In summary, this article scans the agricultural demise of Lesotho and suggests an approach to follow. I cite the pork import to concretise Lesotho’s food shortage plight.
Lesotho is a net importer of grain crops. I argue for a community-level approach. The solution to Lesotho’s economic problem lies with Basotho and its communal farming tradition.
Accordingly, I propose that communities must establish cooperative enterprises. Co-ops have existed in Lesotho from the second decade of the 20th century.
However, they experienced numerous setbacks. These includes unsupportive legislature and excessive regulation. Evidence from other countries show that supportive legislation enables greater co-op development.

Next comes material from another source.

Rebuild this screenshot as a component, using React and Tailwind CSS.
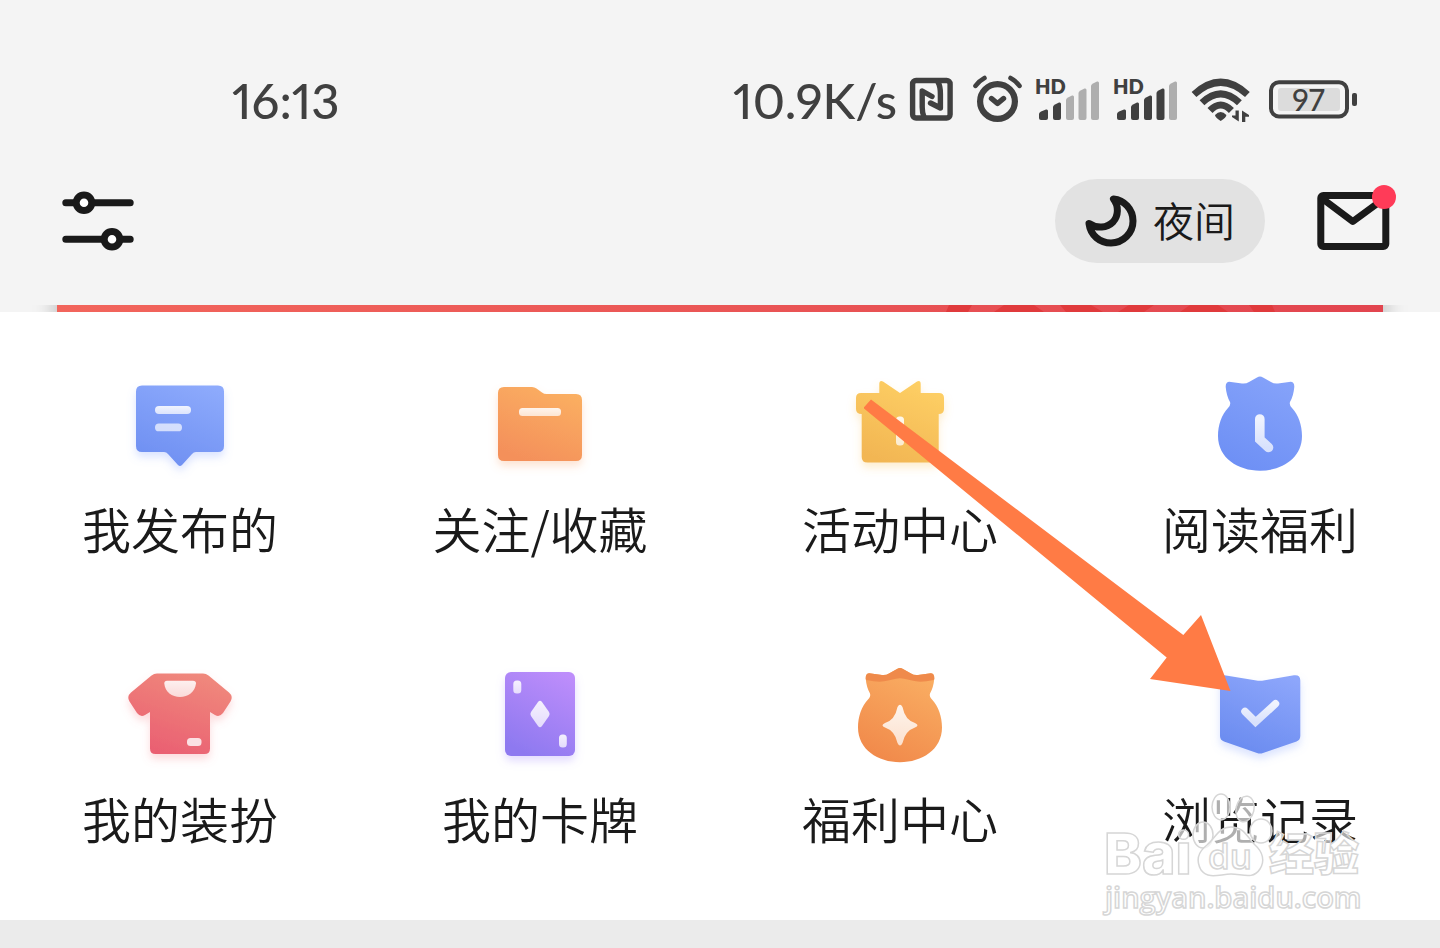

These studies reveal that community-owned cooperatives are successful. They help ordinary people access banking services. Also, they help communities grow.
At the same time, co-op members will participate in the economy and lead quality lives. Thus, I propose establishing a three-pronged co-op model. The first is the farmers’ co-op.
This co-op’s primary task is fresh food production. They ensure that communities benefit from their activities. The second arm is the food co-op. The food co-op shall negotiate prices directly with farmers.
So the co-op will generate affordable prices for the communities they serve by eliminating the middleman from the supply chain. Also, they will process the meat into other products.
The third and last arm is the Academy. The Academy will be responsible for human development and cutting-edge information sharing. They will ensure that the co-op model remains on top of innovations in the food production industry.
In conclusion, our ailing economy adversely impacts economic development aggravating the triple tragedy of hunger, poverty and unemployment. Thus, many citizens cannot participate in economic activities.
Moreover, the low agricultural production and excessive food import exacerbate the awkward predicament. Community-owned cooperatives are an obvious solution. The country’s economic redemption lies firmly with Basotho communities.